[begin SUPPLIED DATA]
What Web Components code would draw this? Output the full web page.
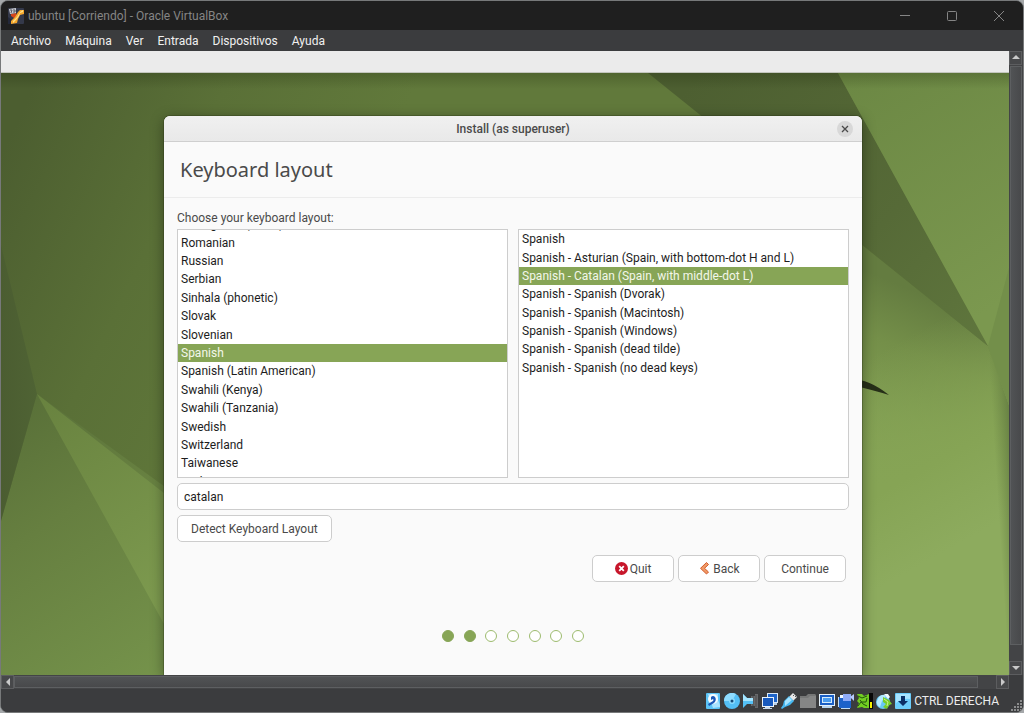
<!DOCTYPE html>
<html lang="es">
<head>
<meta charset="utf-8">
<meta name="viewport" content="width=device-width, initial-scale=1">
<title>ubuntu [Corriendo] - Oracle VirtualBox</title>
<style>
    html, body {
        height: 100%;
        margin: 0;
    }

    body {
        background: #a5a8aa;
        font-family: Roboto, "Open Sans", sans-serif;
        font-size: 12px;
    }
</style>
</head>
<body>

<vm-window>
    <vm-titlebar slot="top">ubuntu [Corriendo] - Oracle VirtualBox</vm-titlebar>
    <vm-menubar slot="top">
        <a href="#archivo">Archivo</a>
        <a href="#maquina">Máquina</a>
        <a href="#ver">Ver</a>
        <a href="#entrada">Entrada</a>
        <a href="#dispositivos">Dispositivos</a>
        <a href="#ayuda">Ayuda</a>
    </vm-menubar>

    <guest-desktop>
        <install-dialog>
            <span slot="title">Install (as superuser)</span>
            <span slot="heading">Keyboard layout</span>
            <keyboard-page></keyboard-page>
        </install-dialog>
    </guest-desktop>

    <vm-scrollbar slot="vbar" orientation="vertical"></vm-scrollbar>
    <vm-scrollbar slot="hbar" orientation="horizontal"></vm-scrollbar>
    <vm-statusbar slot="bottom">CTRL DERECHA</vm-statusbar>
</vm-window>

<script>
/* Host window: frame, guest viewport and both scrollbars */
class VmWindow extends HTMLElement {
    connectedCallback() {
        this.attachShadow({ mode: 'open' });
        this.shadowRoot.innerHTML = `
            <style>
                :host {
                    display: flex;
                    flex-direction: column;
                    box-sizing: border-box;
                    height: 100vh;
                    min-height: 640px;
                    border: 1px solid #77797a;
                    border-radius: 8px;
                    overflow: hidden;
                    background: #3b3c3e;
                }

                .viewport {
                    flex: 1;
                    min-height: 0;
                    display: grid;
                    grid-template-columns: minmax(0, 1fr) 14px;
                    grid-template-rows: minmax(0, 1fr) 14px;
                }
            </style>
            <slot name="top"></slot>
            <div class="viewport">
                <slot></slot>
                <slot name="vbar"></slot>
                <slot name="hbar"></slot>
            </div>
            <slot name="bottom"></slot>
        `;
    }
}
customElements.define('vm-window', VmWindow);

class VmTitlebar extends HTMLElement {
    connectedCallback() {
        this.attachShadow({ mode: 'open' });
        this.shadowRoot.innerHTML = `
            <style>
                :host {
                    display: flex;
                    align-items: center;
                    height: 29px;
                    padding: 0 1px 0 7px;
                    background: #1f1f1f;
                    color: #858585;
                }

                .title {
                    flex: 1;
                    margin-left: 4px;
                    white-space: nowrap;
                }

                button {
                    display: flex;
                    align-items: center;
                    justify-content: center;
                    width: 47px;
                    height: 29px;
                    padding: 0;
                    border: 0;
                    background: none;
                    color: #858585;
                }
            </style>
            <svg width="16" height="16" viewBox="0 0 16 16" aria-hidden="true">
                <rect width="16" height="16" rx="1" fill="#34394a"/>
                <path d="M0 9 L5 13 L3 16 H0Z" fill="#23283a"/>
                <path d="M3 6 L8 5 L9 9 L6 10 L3 8Z" fill="#d4471c"/>
                <path d="M16 2 V6 L12 7 L10 11 L9 15 L3 16 L3 13 L7 9 L10 4 L12 2Z" fill="#f5a72c"/>
                <path d="M15 2 L12 4 L9 9 L5 13 L5 15 L8 12 L11 8 L12 5 L15 4Z" fill="#ffe18a"/>
                <path d="M1 1 L8 0 L8 5 L2 6Z" fill="#c9cbd0"/>
                <path d="M2 2 L4 2 L3 5 M5 2 H7 V4 H5" stroke="#555862" fill="none"/>
            </svg>
            <span class="title"><slot></slot></span>
            <button type="button" aria-label="Minimizar">
                <svg width="10" height="10" viewBox="0 0 10 10"><path d="M0 4.500H10" stroke="currentColor" fill="none"/></svg>
            </button>
            <button type="button" aria-label="Maximizar">
                <svg width="10" height="10" viewBox="0 0 10 10"><rect x=".5" y=".5" width="9" height="9" rx="1" stroke="currentColor" fill="none"/></svg>
            </button>
            <button type="button" aria-label="Cerrar">
                <svg width="10" height="10" viewBox="0 0 10 10"><path d="M0 0L10 10M10 0L0 10" stroke="currentColor" fill="none"/></svg>
            </button>
        `;
    }
}
customElements.define('vm-titlebar', VmTitlebar);

class VmMenubar extends HTMLElement {
    connectedCallback() {
        this.attachShadow({ mode: 'open' });
        this.shadowRoot.innerHTML = `
            <style>
                :host {
                    display: block;
                    background: #3b3c3e;
                }

                nav {
                    display: flex;
                    align-items: center;
                    gap: 14px;
                    height: 21px;
                    padding: 0 10px;
                }

                ::slotted(a) {
                    color: #f0f0f0;
                    text-decoration: none;
                }
            </style>
            <nav><slot></slot></nav>
        `;
    }
}
customElements.define('vm-menubar', VmMenubar);

class VmScrollbar extends HTMLElement {
    connectedCallback() {
        const vertical = this.getAttribute('orientation') === 'vertical';
        const back = vertical ? 'M1 6L5 2L9 6Z' : 'M7 1L3 5L7 9Z';
        const next = vertical ? 'M1 3L5 7L9 3Z' : 'M3 1L7 5L3 9Z';

        this.attachShadow({ mode: 'open' });
        this.shadowRoot.innerHTML = `
            <style>
                :host {
                    display: flex;
                    background: #434446;
                }

                :host([orientation="vertical"]) {
                    flex-direction: column;
                }

                button {
                    flex: none;
                    display: flex;
                    align-items: center;
                    justify-content: center;
                    box-sizing: border-box;
                    width: 13px;
                    height: 14px;
                    padding: 0;
                    border: 1px solid #5c5d5f;
                    background: #47484a;
                }

                .thumb {
                    flex: 1;
                    box-sizing: border-box;
                    margin: 1px 0;
                    border: 1px solid #5d5f61;
                    background: linear-gradient(#515355, #48494b);
                }

                :host([orientation="vertical"]) .thumb {
                    margin: 1px;
                    background: linear-gradient(90deg, #515355, #48494b);
                }

                .rest {
                    flex: none;
                    width: 18px;
                    height: 15px;
                }
            </style>
            <button type="button" aria-label="Atrás">
                <svg width="10" height="10" viewBox="0 0 10 10"><path d="${back}" fill="#c9c9c9"/></svg>
            </button>
            <div class="thumb"></div>
            <div class="rest"></div>
            <button type="button" aria-label="Adelante">
                <svg width="10" height="10" viewBox="0 0 10 10"><path d="${next}" fill="#c9c9c9"/></svg>
            </button>
        `;
    }
}
customElements.define('vm-scrollbar', VmScrollbar);

/* Device indicators, left to right */
const DEVICES = [
    // hard disk
    `<rect x="1" y="0" width="14" height="16" rx="1" fill="#5cc4f7"/>
     <path d="M3 1H13V7L15 12V14L8 15Z" fill="#a8e3ff"/>
     <circle cx="8" cy="6" r="5" fill="#f4fbff"/>
     <path d="M6 4Q8 2 10 4Q12 7 9 10L4 13L3 11L8 8Q9 7 8 6L6 7Z" fill="#1b58b8"/>`,
    // optical disc
    `<circle cx="8" cy="8" r="8" fill="#54bff5"/>
     <path d="M0 8A8 8 0 0 1 12 1L8 8Z" fill="#8fdcff"/>
     <circle cx="8" cy="8" r="3" fill="#8cdcff"/>
     <circle cx="8" cy="8" r="1.500" fill="#174b78"/>`,
    // audio
    `<path d="M8 3H12V1H15V15H12V13H8Z" fill="#68696b"/>
     <path d="M10 3V13M13 2V14" stroke="#4b4c4e"/>
     <path d="M0 1L4 5H10V11H4L0 15Z" fill="#55c1f5"/>
     <path d="M0 1L4 5H10V8H0Z" fill="#a5e5ff"/>`,
    // network
    `<rect x="5" y="0" width="11" height="10" fill="#d9e8f7"/>
     <rect x="6" y="1" width="9" height="8" fill="#1e64c8"/>
     <path d="M12 10H15V12H12Z" fill="#b7cfe8"/>
     <rect x="0" y="4" width="12" height="10" fill="#e8f2fb"/>
     <rect x="1" y="5" width="10" height="8" fill="#1759bd"/>
     <path d="M3 14H8V15H10V16H1V15H3Z" fill="#c7d9ec"/>`,
    // usb
    `<path d="M8 4L12 0L16 4L12 8Z" fill="#e7e7e7"/>
     <path d="M12 3L13 2M14 4L15 3" stroke="#555"/>
     <path d="M3 8L8 3L13 8L9 12L4 14L1 16L0 15L2 12Z" fill="#47b8f1"/>
     <path d="M4 8L8 4L11 7L4 13Z" fill="#a6e4ff"/>`,
    // shared folders
    `<path d="M0 3H6L8 1H15L16 2V15H0Z" fill="#757676"/>
     <path d="M0 5H8L10 3H16V15H0Z" fill="#858686"/>`,
    // display
    `<rect x="0" y="1" width="16" height="12" fill="#e4f1fb"/>
     <rect x="1" y="2" width="14" height="10" fill="#1a5fc6"/>
     <rect x="3" y="4" width="10" height="6" fill="#d4ecfd"/>
     <rect x="4" y="5" width="8" height="4" fill="#4a9cf0"/>
     <path d="M3 13H13V15H3Z" fill="#b8d4ee"/>`,
    // recording
    `<rect x="1" y="4" width="12" height="11" fill="#1c62ca"/>
     <path d="M0 4H1V14H0ZM3 15H12V16H3Z" fill="#c3ddf5"/>
     <path d="M2 2H5V5H2Z" fill="#eef7ff"/>
     <rect x="5" y="1" width="8" height="7" fill="#8eabf8"/>
     <path d="M12 4L16 1V8Z" fill="#b8caff"/>`,
    // processor load
    `<path d="M0 1H5L7 3L12 1V15H7L5 14L0 15L2 10L0 8L2 5Z" fill="#72ce22"/>
     <path d="M1 3L5 5L10 3M1 13L4 9L9 9L10 5M3 7L6 11L10 13" stroke="#22540c" fill="none"/>
     <rect x="12" y="0" width="4" height="16" fill="#080808"/>
     <rect x="13" y="9" width="2" height="6" fill="#f6f000"/>`,
    // mouse integration
    `<circle cx="7" cy="9" r="7" fill="#68c9f5"/>
     <path d="M3 4Q7 0 10 3L6 8L4 14Q0 12 1 8Z" fill="#b5eaff"/>
     <path d="M8 1L12 1L14 4L12 6Z" fill="#f0faff"/>
     <path d="M7 4L13 7L16 11L13 12L11 16L7 14L10 11L7 9Z" fill="#77cf28"/>
     <path d="M8 6L12 9L11 13" stroke="#c9f48d" fill="none"/>`,
    // keyboard capture
    `<rect width="16" height="16" rx="1" fill="#6ccdfb"/>
     <path d="M1 1H15V6Q8 5 1 10Z" fill="#a9e4ff"/>
     <path d="M6 3H10V8H13L8 13L3 8H6Z" fill="#0b2f66"/>`
];

class VmStatusbar extends HTMLElement {
    connectedCallback() {
        this.attachShadow({ mode: 'open' });
        this.shadowRoot.innerHTML = `
            <style>
                :host {
                    display: flex;
                    align-items: center;
                    justify-content: flex-end;
                    gap: 3px;
                    box-sizing: border-box;
                    height: 23px;
                    padding-top: 1px;
                    background: #3b3c3e;
                    color: #ececec;
                }

                .grip {
                    align-self: flex-end;
                    margin-left: 9px;
                }
            </style>
            ${DEVICES.map(icon => `<svg width="16" height="16" viewBox="0 0 16 16" aria-hidden="true">${icon}</svg>`).join('')}
            <span><slot></slot></span>
            <svg class="grip" width="12" height="12" viewBox="0 0 12 12" aria-hidden="true">
                <path d="M9 0h2v2h-2zM6 3h2v2h-2zM9 3h2v2h-2zM3 6h2v2h-2zM6 6h2v2h-2zM9 6h2v2h-2zM0 9h2v2h-2zM3 9h2v2h-2zM6 9h2v2h-2zM9 9h2v2h-2z" fill="#8a8b8c"/>
            </svg>
        `;
    }
}
customElements.define('vm-statusbar', VmStatusbar);

/* Guest screen with the faceted green wallpaper */
class GuestDesktop extends HTMLElement {
    connectedCallback() {
        this.attachShadow({ mode: 'open' });
        this.shadowRoot.innerHTML = `
            <style>
                :host {
                    display: flex;
                    flex-direction: column;
                    min-height: 0;
                    overflow: hidden;
                }

                .panel {
                    flex: none;
                    height: 21px;
                    background: #ebebeb;
                    border-bottom: 1px solid #c3c6be;
                }

                .desk {
                    position: relative;
                    flex: 1;
                    min-height: 0;
                    display: flex;
                    padding: 43px 147px 0 163px;
                    overflow: hidden;
                }

                .wallpaper {
                    position: absolute;
                    inset: 0;
                    width: 100%;
                    height: 100%;
                }

                .shade {
                    position: absolute;
                    inset: 0 0 auto;
                    height: 16px;
                    background: linear-gradient(rgba(20, 30, 5, .22), rgba(20, 30, 5, 0));
                }

                ::slotted(*) {
                    flex: 1;
                    min-width: 0;
                }
            </style>
            <div class="panel"></div>
            <div class="desk">
                <svg class="wallpaper" viewBox="0 0 1008 602" preserveAspectRatio="none" aria-hidden="true">
                    <defs>
                        <linearGradient id="base" gradientUnits="userSpaceOnUse" x1="20" y1="40" x2="330" y2="190">
                            <stop offset="0" stop-color="#4c5e30"/>
                            <stop offset=".5" stop-color="#5a7037"/>
                            <stop offset="1" stop-color="#61793b"/>
                        </linearGradient>
                        <linearGradient id="low" gradientUnits="userSpaceOnUse" x1="0" y1="330" x2="170" y2="600">
                            <stop offset="0" stop-color="#586f38"/>
                            <stop offset=".4" stop-color="#667f40"/>
                            <stop offset="1" stop-color="#75934b"/>
                        </linearGradient>
                        <linearGradient id="ray" gradientUnits="userSpaceOnUse" x1="36" y1="321" x2="170" y2="530">
                            <stop offset="0" stop-color="#68823f"/>
                            <stop offset="1" stop-color="#7d9a4f"/>
                        </linearGradient>
                        <linearGradient id="left" x1="0" y1="0" x2="1" y2="0">
                            <stop offset="0" stop-color="#4b5d31"/>
                            <stop offset="1" stop-color="#4f6334"/>
                        </linearGradient>
                        <linearGradient id="dark" gradientUnits="userSpaceOnUse" x1="700" y1="0" x2="985" y2="270">
                            <stop offset="0" stop-color="#4d5f31"/>
                            <stop offset=".6" stop-color="#566a37"/>
                            <stop offset="1" stop-color="#5f763d"/>
                        </linearGradient>
                        <linearGradient id="light" gradientUnits="userSpaceOnUse" x1="860" y1="0" x2="1000" y2="230">
                            <stop offset="0" stop-color="#6c8844"/>
                            <stop offset="1" stop-color="#7b984f"/>
                        </linearGradient>
                        <linearGradient id="field" gradientUnits="userSpaceOnUse" x1="925" y1="223" x2="850" y2="400">
                            <stop offset="0" stop-color="#647c40"/>
                            <stop offset=".3" stop-color="#748f49"/>
                            <stop offset=".65" stop-color="#7f9c51"/>
                            <stop offset="1" stop-color="#86a456"/>
                        </linearGradient>
                        <linearGradient id="glow" gradientUnits="userSpaceOnUse" x1="860" y1="290" x2="960" y2="470">
                            <stop offset="0" stop-color="#86a455" stop-opacity="0"/>
                            <stop offset=".6" stop-color="#86a455"/>
                            <stop offset="1" stop-color="#8dab5e"/>
                        </linearGradient>
                        <linearGradient id="fold" gradientUnits="userSpaceOnUse" x1="987" y1="273" x2="1003" y2="272">
                            <stop offset="0" stop-color="#6f8a47" stop-opacity="0"/>
                            <stop offset="1" stop-color="#6a8445"/>
                        </linearGradient>
                    </defs>
                    <rect width="1008" height="602" fill="url(#base)"/>
                    <path d="M36 321L0 448V602H200V440Z" fill="url(#low)"/>
                    <path d="M36 321L200 449V618Z" fill="url(#ray)"/>
                    <path d="M0 172L36 321L0 448Z" fill="url(#left)"/>
                    <path d="M760 91L987 273L1008 332V602H760Z" fill="url(#field)"/>
                    <path d="M760 91L987 273L1008 332V602H760Z" fill="url(#glow)"/>
                    <path d="M987 273L1008 332V600Z" fill="url(#fold)"/>
                    <path d="M647 0H837L987 273Z" fill="url(#dark)"/>
                    <path d="M837 0H1008V332L987 273Z" fill="url(#light)"/>
                    <path d="M1008 195V332L987 273Z" fill="#738f4a"/>
                    <path d="M850 306Q868 306 888 322Q872 317 850 312Z" fill="#262f18"/>
                </svg>
                <div class="shade"></div>
                <slot></slot>
            </div>
        `;
    }
}
customElements.define('guest-desktop', GuestDesktop);

class InstallDialog extends HTMLElement {
    connectedCallback() {
        this.attachShadow({ mode: 'open' });
        this.shadowRoot.innerHTML = `
            <style>
                :host {
                    position: relative;
                    display: flex;
                    flex-direction: column;
                    border-radius: 6px 6px 0 0;
                    background: #fafafa;
                    box-shadow: 0 0 0 1px rgba(40, 50, 20, .3), 0 3px 14px rgba(0, 0, 0, .4);
                    color: #4a4a4a;
                }

                header {
                    display: grid;
                    grid-template-columns: 1fr auto 1fr;
                    align-items: center;
                    height: 25px;
                    padding: 0 9px;
                    border-bottom: 1px solid #cfcfcf;
                    border-radius: 6px 6px 0 0;
                    background: linear-gradient(#f0f0f0, #e9e9e9);
                    font-weight: 500;
                }

                .title {
                    grid-column: 2;
                }

                button {
                    justify-self: end;
                    display: flex;
                    align-items: center;
                    justify-content: center;
                    width: 16px;
                    height: 16px;
                    padding: 0;
                    border: 0;
                    border-radius: 50%;
                    background: #d8d8d8;
                    color: #4a4a4a;
                }

                h1 {
                    margin: 0;
                    padding: 0 16px;
                    border-bottom: 1px solid #ececec;
                    font-family: "Noto Sans", "Open Sans", sans-serif;
                    font-size: 20px;
                    font-weight: 400;
                    line-height: 55px;
                }
            </style>
            <header>
                <span class="title"><slot name="title"></slot></span>
                <button type="button" aria-label="Close">
                    <svg width="8" height="8" viewBox="0 0 8 8"><path d="M1 1L7 7M7 1L1 7" stroke="currentColor" stroke-width="1.300" fill="none"/></svg>
                </button>
            </header>
            <h1><slot name="heading"></slot></h1>
            <slot></slot>
        `;
    }
}
customElements.define('install-dialog', InstallDialog);

/* Single-choice list, one radio per row */
class LayoutList extends HTMLElement {
    connectedCallback() {
        const items = this.getAttribute('items').split('|');
        const selected = this.getAttribute('selected');
        const label = this.getAttribute('label');

        this.attachShadow({ mode: 'open' });
        this.shadowRoot.innerHTML = `
            <style>
                :host {
                    display: block;
                    box-sizing: border-box;
                    height: 249px;
                    overflow: hidden;
                    border: 1px solid #cdcdcd;
                    background: #fff;
                    color: #1d1d1d;
                }

                .rows {
                    display: grid;
                    grid-auto-rows: 1fr;
                    height: 147px;
                }

                /* scrolled down by most of a row */
                :host([scrolled]) .rows {
                    height: 276px;
                    margin-top: -15px;
                }

                label {
                    display: flex;
                    align-items: center;
                    min-height: 0;
                    padding: 0 3px;
                    line-height: 18px;
                    white-space: nowrap;
                }

                label:has(:checked) {
                    background: #87a556;
                    color: #f3f7ea;
                }

                input {
                    appearance: none;
                    width: 0;
                    height: 0;
                    margin: 0;
                }
            </style>
            <div class="rows" role="radiogroup" aria-label="${label}">
                ${items.map(item => `<label><input type="radio" name="layout" ${item === selected ? 'checked' : ''}>${item}</label>`).join('')}
            </div>
        `;
    }
}
customElements.define('layout-list', LayoutList);

class GtkButton extends HTMLElement {
    connectedCallback() {
        this.attachShadow({ mode: 'open' });
        this.shadowRoot.innerHTML = `
            <style>
                :host {
                    display: inline-flex;
                }

                button {
                    flex: 1;
                    display: flex;
                    align-items: center;
                    justify-content: center;
                    gap: 2px;
                    min-width: 82px;
                    height: 27px;
                    padding: 0 13px;
                    border: 1px solid #cdcdcd;
                    border-radius: 5px;
                    background: #fff;
                    color: #4a4a4a;
                    font: inherit;
                    white-space: nowrap;
                }
            </style>
            <button type="button"><slot name="icon"></slot><slot></slot></button>
        `;
    }
}
customElements.define('gtk-button', GtkButton);

class StepDots extends HTMLElement {
    connectedCallback() {
        const total = Number(this.getAttribute('total'));
        const done = Number(this.getAttribute('done'));

        this.attachShadow({ mode: 'open' });
        this.shadowRoot.innerHTML = `
            <style>
                :host {
                    display: flex;
                    justify-content: space-between;
                    width: 142px;
                }

                i {
                    box-sizing: border-box;
                    width: 12px;
                    height: 12px;
                    border: 1px solid #9dbb6e;
                    border-radius: 50%;
                    background: #fff;
                }

                .done {
                    border-color: #87a556;
                    background: #87a556;
                }
            </style>
            ${Array.from({ length: total }, (_, n) => `<i class="${n < done ? 'done' : ''}"></i>`).join('')}
        `;
    }
}
customElements.define('step-dots', StepDots);

class KeyboardPage extends HTMLElement {
    connectedCallback() {
        this.attachShadow({ mode: 'open' });
        this.shadowRoot.innerHTML = `
            <style>
                :host {
                    display: flex;
                    flex-direction: column;
                    padding: 11px 13px 0;
                }

                .prompt {
                    line-height: 18px;
                    margin-bottom: 2px;
                }

                .lists {
                    display: grid;
                    grid-template-columns: 1fr 1fr;
                    gap: 10px;
                }

                input {
                    box-sizing: border-box;
                    width: 100%;
                    height: 27px;
                    margin: 5px 0;
                    padding: 0 6px;
                    border: 1px solid #cdcdcd;
                    border-radius: 5px;
                    background: #fff;
                    color: #1d1d1d;
                    font: inherit;
                }

                .detect {
                    align-self: flex-start;
                }

                .actions {
                    display: flex;
                    justify-content: flex-end;
                    gap: 4px;
                    margin: 13px 3px 48px;
                }

                step-dots {
                    align-self: center;
                }
            </style>
            <label class="prompt" for="search">Choose your keyboard layout:</label>
            <div class="lists">
                <layout-list scrolled label="Language" selected="Spanish"
                    items="Portuguese (Brazil)|Romanian|Russian|Serbian|Sinhala (phonetic)|Slovak|Slovenian|Spanish|Spanish (Latin American)|Swahili (Kenya)|Swahili (Tanzania)|Swedish|Switzerland|Taiwanese|Tajik"></layout-list>
                <layout-list label="Variant" selected="Spanish - Catalan (Spain, with middle-dot L)"
                    items="Spanish|Spanish - Asturian (Spain, with bottom-dot H and L)|Spanish - Catalan (Spain, with middle-dot L)|Spanish - Spanish (Dvorak)|Spanish - Spanish (Macintosh)|Spanish - Spanish (Windows)|Spanish - Spanish (dead tilde)|Spanish - Spanish (no dead keys)"></layout-list>
            </div>
            <input id="search" type="text" value="catalan">
            <gtk-button class="detect">Detect Keyboard Layout</gtk-button>
            <div class="actions">
                <gtk-button>
                    <svg slot="icon" width="13" height="13" viewBox="0 0 13 13" aria-hidden="true">
                        <circle cx="6.500" cy="6.500" r="6.500" fill="#c7162b"/>
                        <path d="M4.200 4.200L8.800 8.800M8.800 4.200L4.200 8.800" stroke="#fff" stroke-width="1.800"/>
                    </svg>Quit</gtk-button>
                <gtk-button>
                    <svg slot="icon" width="13" height="13" viewBox="0 0 13 13" aria-hidden="true">
                        <path d="M8.500 .5L10.500 2.500L6.500 6.300L10.500 10L8.500 12L2.500 6.300Z" fill="#f09a66" stroke="#d35b2c"/>
                    </svg>Back</gtk-button>
                <gtk-button>Continue</gtk-button>
            </div>
            <step-dots total="7" done="2"></step-dots>
        `;
    }
}
customElements.define('keyboard-page', KeyboardPage);
</script>
</body>
</html>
[end SUPPLIED DATA]
▸ WORK REQUIRED
Restate exactly, please, only the lines between the start of the data and the line containing "</vm-menubar>", both ends included, skipping the pictures.

▸ THE ANSWER
What Web Components code would draw this? Output the full web page.
<!DOCTYPE html>
<html lang="es">
<head>
<meta charset="utf-8">
<meta name="viewport" content="width=device-width, initial-scale=1">
<title>ubuntu [Corriendo] - Oracle VirtualBox</title>
<style>
    html, body {
        height: 100%;
        margin: 0;
    }

    body {
        background: #a5a8aa;
        font-family: Roboto, "Open Sans", sans-serif;
        font-size: 12px;
    }
</style>
</head>
<body>

<vm-window>
    <vm-titlebar slot="top">ubuntu [Corriendo] - Oracle VirtualBox</vm-titlebar>
    <vm-menubar slot="top">
        <a href="#archivo">Archivo</a>
        <a href="#maquina">Máquina</a>
        <a href="#ver">Ver</a>
        <a href="#entrada">Entrada</a>
        <a href="#dispositivos">Dispositivos</a>
        <a href="#ayuda">Ayuda</a>
    </vm-menubar>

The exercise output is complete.